DIRECTIONS:
Only a number is wanted. Count the lines holding the string "React".

SOURCE EXCERPT:

┏━━

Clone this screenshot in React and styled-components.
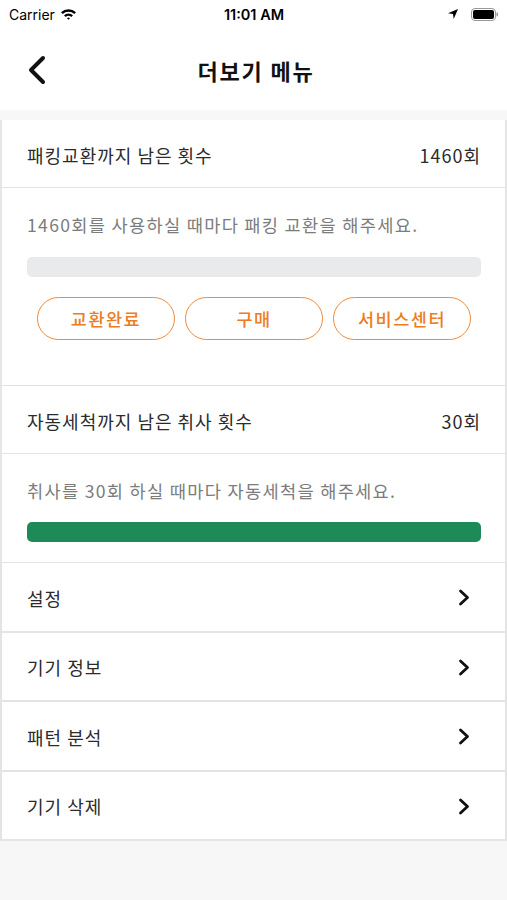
import React from "react";
import styled, { createGlobalStyle } from "styled-components";

const Global = createGlobalStyle`
  html, body { margin: 0; padding: 0; background: #f7f7f7; }
  body { font-family: "Noto Sans CJK KR", "Noto Sans", sans-serif; }
  * { box-sizing: border-box; }
`;

const Screen = styled.div`
  width: 507px;
  min-height: 900px;
  background: #f7f7f7;
  display: flex;
  flex-direction: column;
`;

const StatusBar = styled.div`
  height: 28px;
  background: #fff;
  display: grid;
  grid-template-columns: 1fr auto 1fr;
  align-items: center;
  padding: 0 8px 0 9px;
  font-family: "Inter", "Liberation Sans", sans-serif;
  color: #000;
`;

const StatusLeft = styled.div`
  display: flex;
  align-items: center;
  gap: 5px;
  font-size: 14px;
`;

const StatusTime = styled.div`
  font-size: 14.5px;
  font-weight: 600;
`;

const StatusRight = styled.div`
  display: flex;
  justify-content: flex-end;
  align-items: center;
  gap: 12px;
`;

const NavBar = styled.div`
  height: 82px;
  background: #fff;
  display: grid;
  grid-template-columns: 60px 1fr 60px;
  align-items: center;
`;

const BackButton = styled.div`
  display: flex;
  align-items: center;
  padding-left: 26px;
  padding-top: 2px;
`;

const Title = styled.h1`
  margin: 0;
  text-align: center;
  font-size: 22px;
  font-weight: 700;
  letter-spacing: 1.8px;
  color: #111;
  padding: 2px 0 0 5px;
`;

const Content = styled.div`
  margin-top: 10px;
  display: flex;
  flex-direction: column;
`;

const Card = styled.div`
  background: #fff;
  border-left: 2px solid #e6e6e6;
  border-right: 2px solid #e6e6e6;
`;

const InfoRow = styled.div`
  height: 68px;
  display: flex;
  align-items: center;
  justify-content: space-between;
  padding: 2px 25px 0 25px;
  border-bottom: 1.5px solid #e4e4e4;
  font-size: 18px;
  letter-spacing: 1px;
  color: #2b2b2b;
`;

const Value = styled.span`
  margin-right: -1px;
`;

const Detail = styled.div`
  padding: ${(p) => p.$pad};
  border-bottom: 1.5px solid #e4e4e4;
  display: flex;
  flex-direction: column;
`;

const Desc = styled.p`
  margin: 0;
  font-size: 17.6px;
  letter-spacing: 1.3px;
  color: #7c7c7c;
  line-height: 26px;
`;

const Bar = styled.div`
  margin-top: ${(p) => p.$gap};
  height: 20px;
  border-radius: 5px;
  background: ${(p) => p.$color};
`;

const ButtonRow = styled.div`
  margin-top: 20px;
  padding: 0 11px 0 10px;
  display: grid;
  grid-template-columns: repeat(3, 138px);
  gap: 10px;
`;

const OutlineButton = styled.button`
  height: 43px;
  border: 1.5px solid #ee8a3c;
  border-radius: 22px;
  background: #fff;
  color: #ec7d22;
  font-family: "Noto Sans CJK KR", sans-serif;
  font-size: 17.5px;
  font-weight: 500;
  letter-spacing: 1.5px;
  padding: 0;
`;

const MenuRow = styled.div`
  height: 69.5px;
  background: #fff;
  border: 2px solid #e4e4e4;
  border-top: none;
  display: flex;
  align-items: center;
  justify-content: space-between;
  padding: 2px 35px 0 25px;
  font-size: 18px;
  letter-spacing: 1px;
  color: #2b2b2b;
`;

const Chevron = () => (
  <svg width="12" height="17" viewBox="0 0 12 17">
    <path d="M2.5 2 L9.5 8.5 L2.5 15" fill="none" stroke="#111" strokeWidth="2.8" strokeLinecap="round" strokeLinejoin="round" />
  </svg>
);

export default function App() {
  const menus = ["설정", "기기 정보", "패턴 분석", "기기 삭제"];
  return (
    <Screen>
      <Global />
      <StatusBar>
        <StatusLeft>
          Carrier
          <svg width="17" height="12" viewBox="0 0 17 12">
            <path d="M1 4.2 A11 11 0 0 1 16 4.2 L14.3 6 A8.6 8.6 0 0 0 2.7 6 Z" fill="#000" />
            <path d="M4 7.2 A6.6 6.6 0 0 1 13 7.2 L11.3 9 A4.2 4.2 0 0 0 5.7 9 Z" fill="#000" />
            <path d="M7 10.2 A2.2 2.2 0 0 1 10 10.2 L8.5 11.8 Z" fill="#000" />
          </svg>
        </StatusLeft>
        <StatusTime>11:01 AM</StatusTime>
        <StatusRight>
          <svg width="12" height="12" viewBox="0 0 12 12">
            <path d="M11 1 L1 5.3 L6 6 L6.7 11 Z" fill="#000" />
          </svg>
          <svg width="28" height="13" viewBox="0 0 28 13">
            <rect x="0.5" y="0.5" width="24" height="12" rx="3.5" fill="none" stroke="#999" />
            <rect x="2" y="2" width="21" height="9" rx="2" fill="#000" />
            <rect x="25.5" y="4.5" width="1.5" height="4" rx="0.7" fill="#999" />
          </svg>
        </StatusRight>
      </StatusBar>
      <NavBar>
        <BackButton>
          <svg width="22" height="30" viewBox="0 0 22 30">
            <path d="M17 3 L5 15 L17 27" fill="none" stroke="#111" strokeWidth="4" strokeLinecap="round" strokeLinejoin="round" />
          </svg>
        </BackButton>
        <Title>더보기 메뉴</Title>
        <div />
      </NavBar>
      <Content>
        <Card>
          <InfoRow>
            <span>패킹교환까지 남은 횟수</span>
            <Value>1460회</Value>
          </InfoRow>
          <Detail $pad="24px 24px 45px 25px">
            <Desc>1460회를 사용하실 때마다 패킹 교환을 해주세요.</Desc>
            <Bar $color="#e9eaec" $gap="19px" />
            <ButtonRow>
              <OutlineButton>교환완료</OutlineButton>
              <OutlineButton>구매</OutlineButton>
              <OutlineButton>서비스센터</OutlineButton>
            </ButtonRow>
          </Detail>
          <InfoRow>
            <span>자동세척까지 남은 취사 횟수</span>
            <Value>30회</Value>
          </InfoRow>
          <Detail $pad="24px 24px 20px 25px">
            <Desc>취사를 30회 하실 때마다 자동세척을 해주세요.</Desc>
            <Bar $color="#1e8a57" $gap="18px" />
          </Detail>
        </Card>
        {menus.map((m) => (
          <MenuRow key={m}>
            <span>{m}</span>
            <Chevron />
          </MenuRow>
        ))}
      </Content>
    </Screen>
  );
}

┗━━

RESULT OF THE TASK:
2